Not every professor at Tech goes along with these industry practices, however. Psychology professor Richard Catrambone considers price when choosing textbooks for his students and will often arrange for older, cheaper editions to be available to them. “I think publishers have multiple pressures on them,” Catrambone said. “I don’t know that the primary reason they publish new editions so often is that they have so much new material they need a new edition. In my classes, I’d say going with the older edition happens more often than going with the newer edition.”
And as for bundling? Computer Science professor David Smith, who wrote his own textbook for the CS 1371 MATLAB class he teaches, thinks it’s alright only if the bundled material is necessary. “For instance, if a student has to have a CS book and has to have MATLAB, then bundling is okay. But if they don’t need it and can use campus computers, then it’s wrong to force them to buy the MATLAB license. I won’t let the publishers bundle my book with MATLAB unless the option of buying it separately is there,” Smith said.
“I personally never make use of the bundled materials,” Catrambone added. “My own research is on educational materials, and a lot of that bundled material is not necessarily very good, in my opinion. I think students should be allowed to buy just the book if they want.”
Bundled or not, textbooks are still costing students a pretty penny, although help may be on the way. A bill with provisions for textbook affordability just passed both houses of Congress and is now awaiting the President’s signature. The bill would require publishers to list book prices, changes between current and previous editions of a book, and the availability and prices of alternative formats so professors can choose less expensive titles. The bill would also do away with pricey add-ons and require publishers to sell “unbundled” books.

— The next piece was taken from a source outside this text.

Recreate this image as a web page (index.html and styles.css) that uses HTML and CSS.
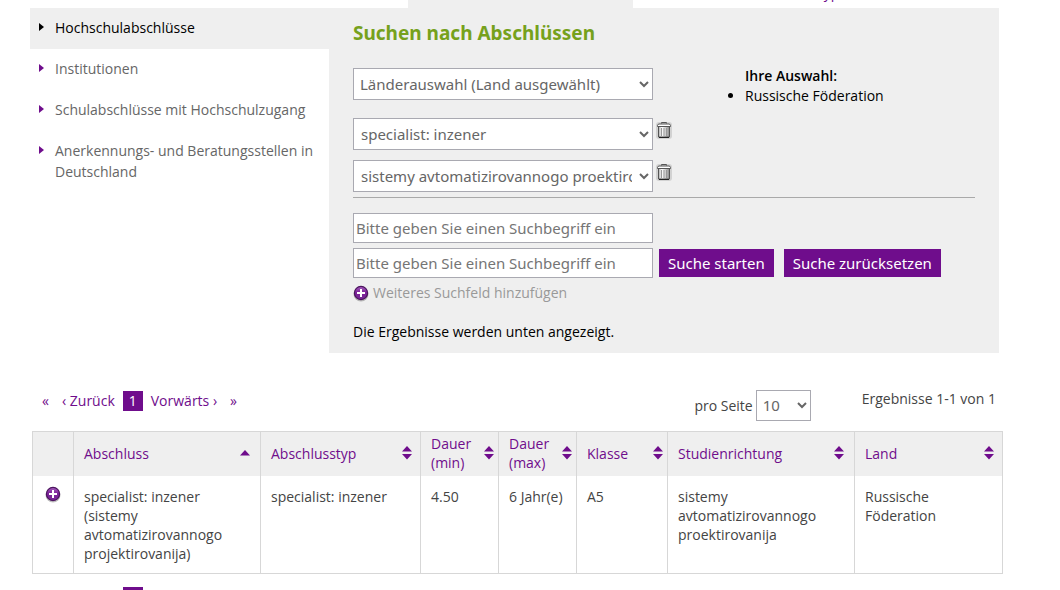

An added bonus for students is that colleges would have to include the ISBN and prices of all textbooks for each course during registration so that students can prepare for the cost and have time to search for lower prices and allow for shipping.
In the meantime, students will just have to bite the bullet and keep forking over large wads of money for their books. “I’m probably looking at losing another $600 this fall,” Trawick said. “But I expect it now.”